On 09/15/2014 07:51 AM, Noah Misch wrote:
> libintl replaces setlocale(). Its setlocale(LC_x, "") uses OS-specific APIs
> to determine the default locale when $LANG and similar environment variables
> are empty, as they are during "make check NO_LOCALE=1". On OS X, it calls[1]
> CFLocaleCopyCurrent(), which in turn spins up a thread. See the end of this
> message for the postmaster thread stacks active upon hitting a breakpoint set
> at _dispatch_mgr_thread.

Ugh. I'd call that a bug in libintl. setlocale() has no business to make
the process multi-threaded.

Do we have the same problem in backends? At a quick glance, aside from
postmaster we only use PG_SETMASK(&BlockSig) in signal handlers, to
prevent another signal handler from running concurrently.

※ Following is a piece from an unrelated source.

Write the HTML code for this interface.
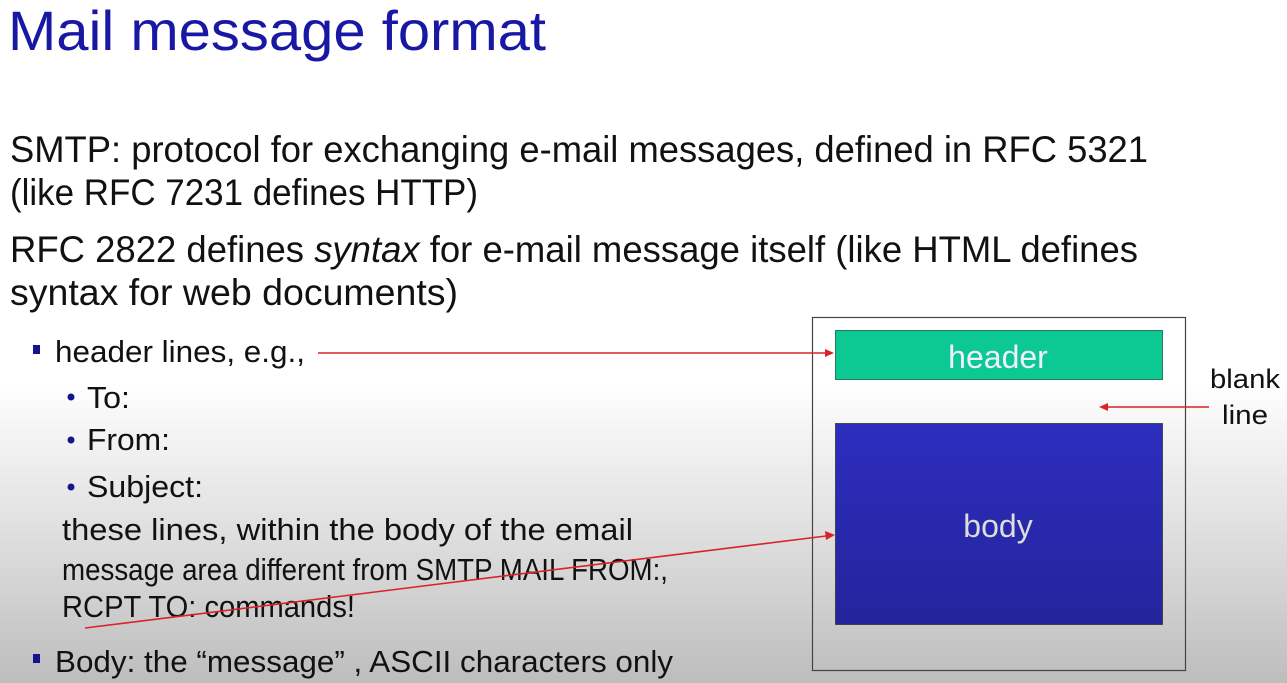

> I see two options for fixing this in pg_perm_setlocale(LC_x, ""):
>
> 1. Fork, call setlocale(LC_x, "") in the child, pass back the effective locale
> name through a pipe, and pass that name to setlocale() in the original
> process. The short-lived child will get the extra threads, and the
> postmaster will remain clean.
>
> 2. On OS X, check for relevant environment variables. Finding none, set
> LC_x=C before calling setlocale(LC_x, ""). A variation is to raise
> ereport(FATAL) if sufficient environment variables aren't in place. Either
> way ensures the libintl setlocale() will never call CFLocaleCopyCurrent().
> This is simpler than (1), but it entails a behavior change: "LANG= initdb"
> will use LANG=C or fail rather than use the OS X user account locale.
>
> I'm skeptical of the value of looking up locale information using other OS X
> facilities when the usual environment variables are inconclusive, but I see no
> clear cause to reverse that decision now. I lean toward (1).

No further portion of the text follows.